The awarding of this year's Palme d'Or at Cannes to Blue Is the Warmest Colour, about a teenage lesbian relationship, is perhaps a sign that queer storylines don't disqualify films from cinema's highest honours – though general audiences have conventionally been more receptive to girl-on-girl love than man-on-man, and not always for progressive reasons. Indeed, the creator of the graphic novel on which Blue Is the Warmest Colour is based has distanced herself from the film's explicit sex scenes, which she felt were exploitative.

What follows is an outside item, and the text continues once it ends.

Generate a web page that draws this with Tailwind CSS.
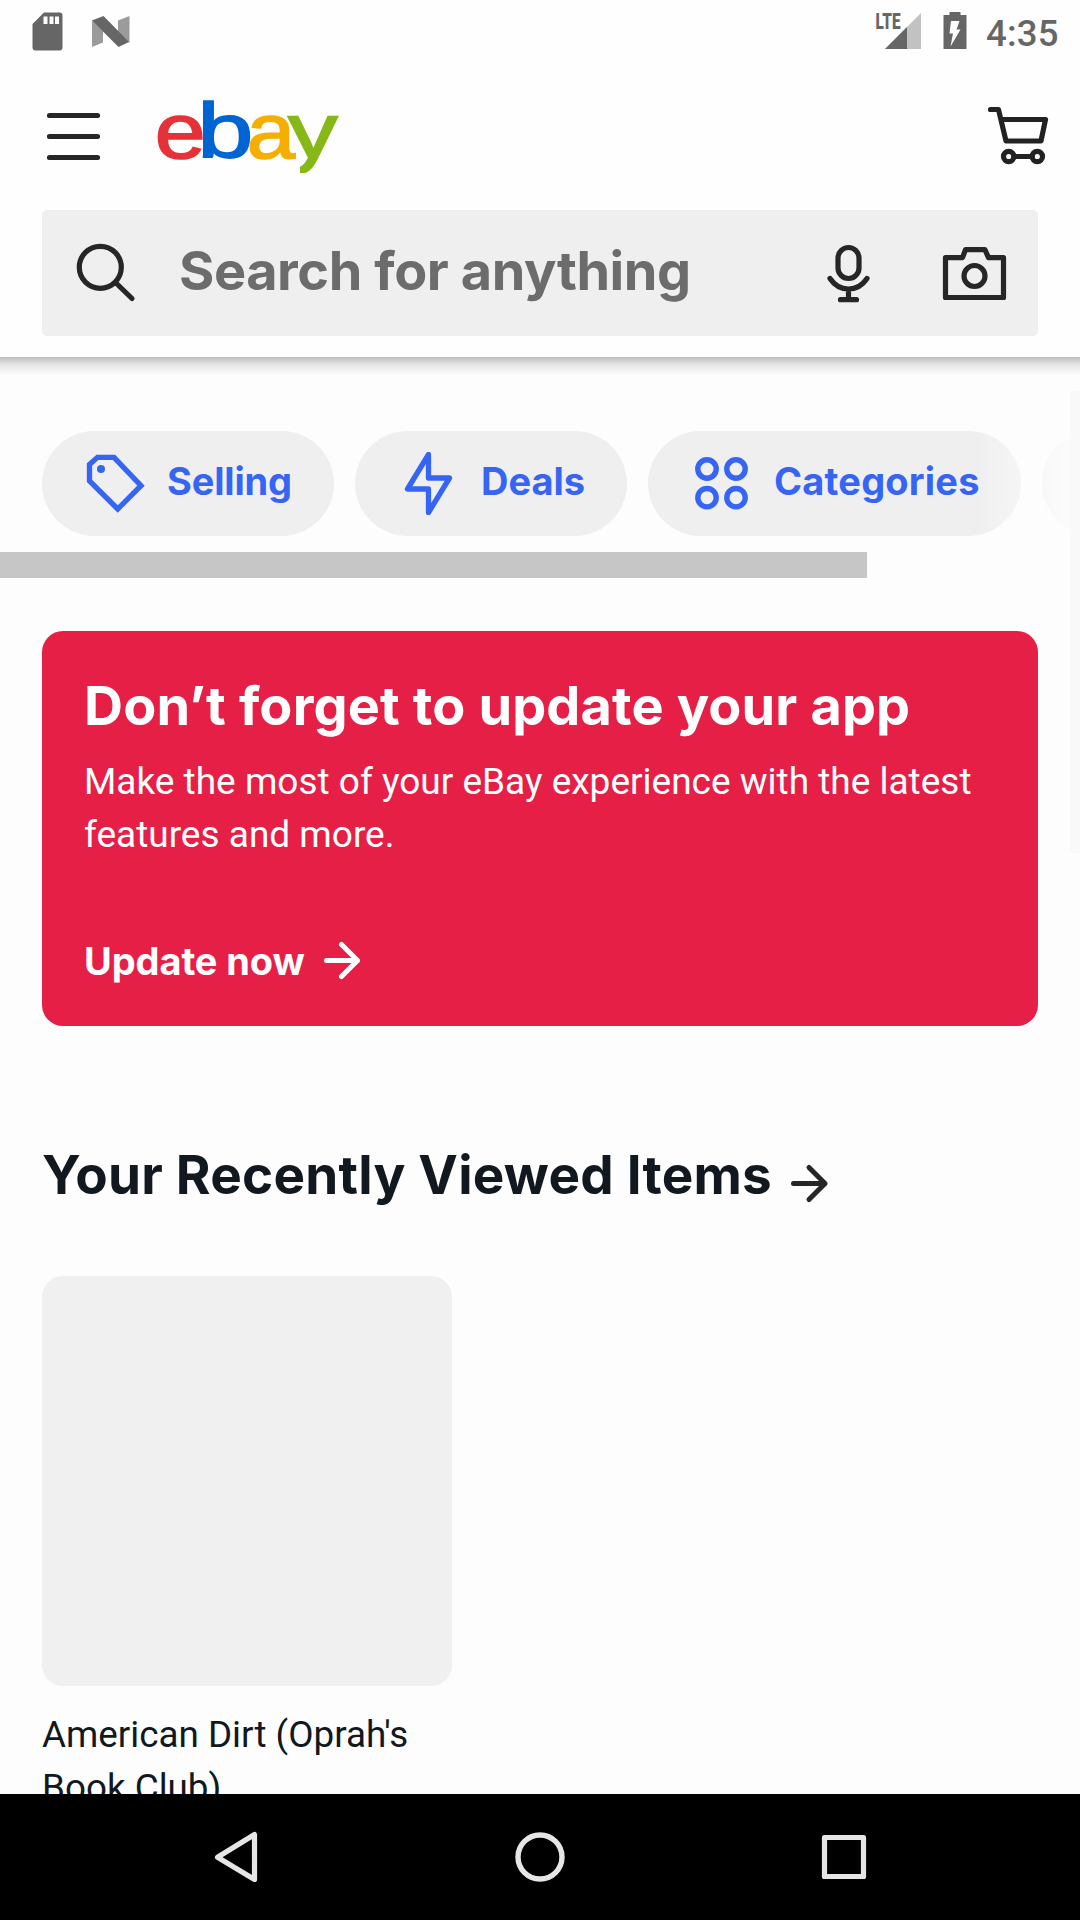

The real indication of gay no longer being a mark of irreducible otherness comes when straight audiences identify personally with stories about LGBT characters. Queer audiences have long imagined themselves into movies without overtly gay subject matter, from Pillow Talk to Mommie Dearest. Why shouldn't heterosexual viewers do the same? Last year, Weekend, about two men meeting and hanging out, attracted a considerable crossover audience. And Pietro's situation in A Magnificent Haunting is one that slightly lost daydreamers of any gender or orientation could recognise. Stranger By the Lake, which takes place in a heady, all-male bubble of sun, sand, sex and violence, seems less associable. Yet its director, Alain Guiraudie, sees no reason why straight audiences shouldn't see themselves in its tale of obsessive infatuation.

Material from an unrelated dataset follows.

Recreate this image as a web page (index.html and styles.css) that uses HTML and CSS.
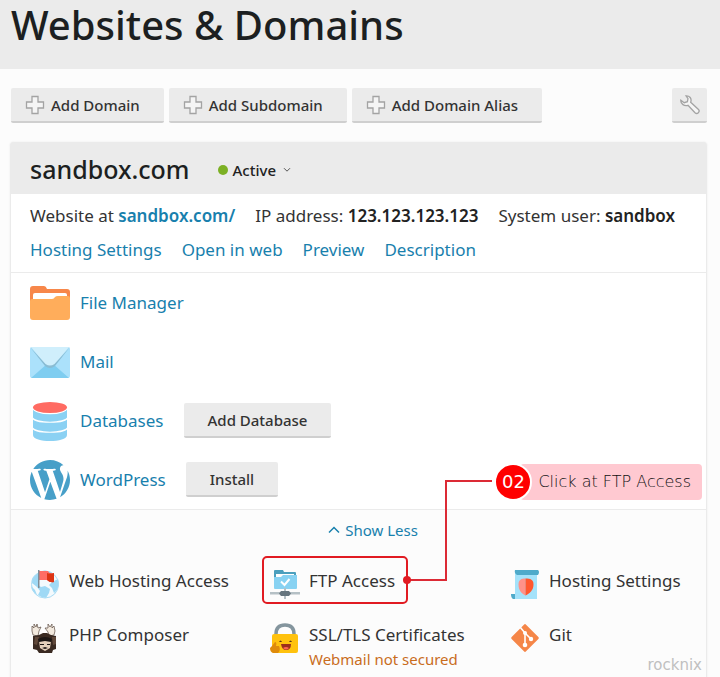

"There are lots of straight films that have become metaphors for the gay world," Guiraudie has said. "You could say I wanted to make the opposite: a gay-themed film that could become a metaphor for contemporary society, for desire and for humanity in general." That interview ran in the Italian newspaper La Repubblica – and if they can get over it in Italy, there's hope for us all.
• A Magnificent Haunting is released in the UK on 25 October. Stranger By the Lake will be in cinemas from March 2014.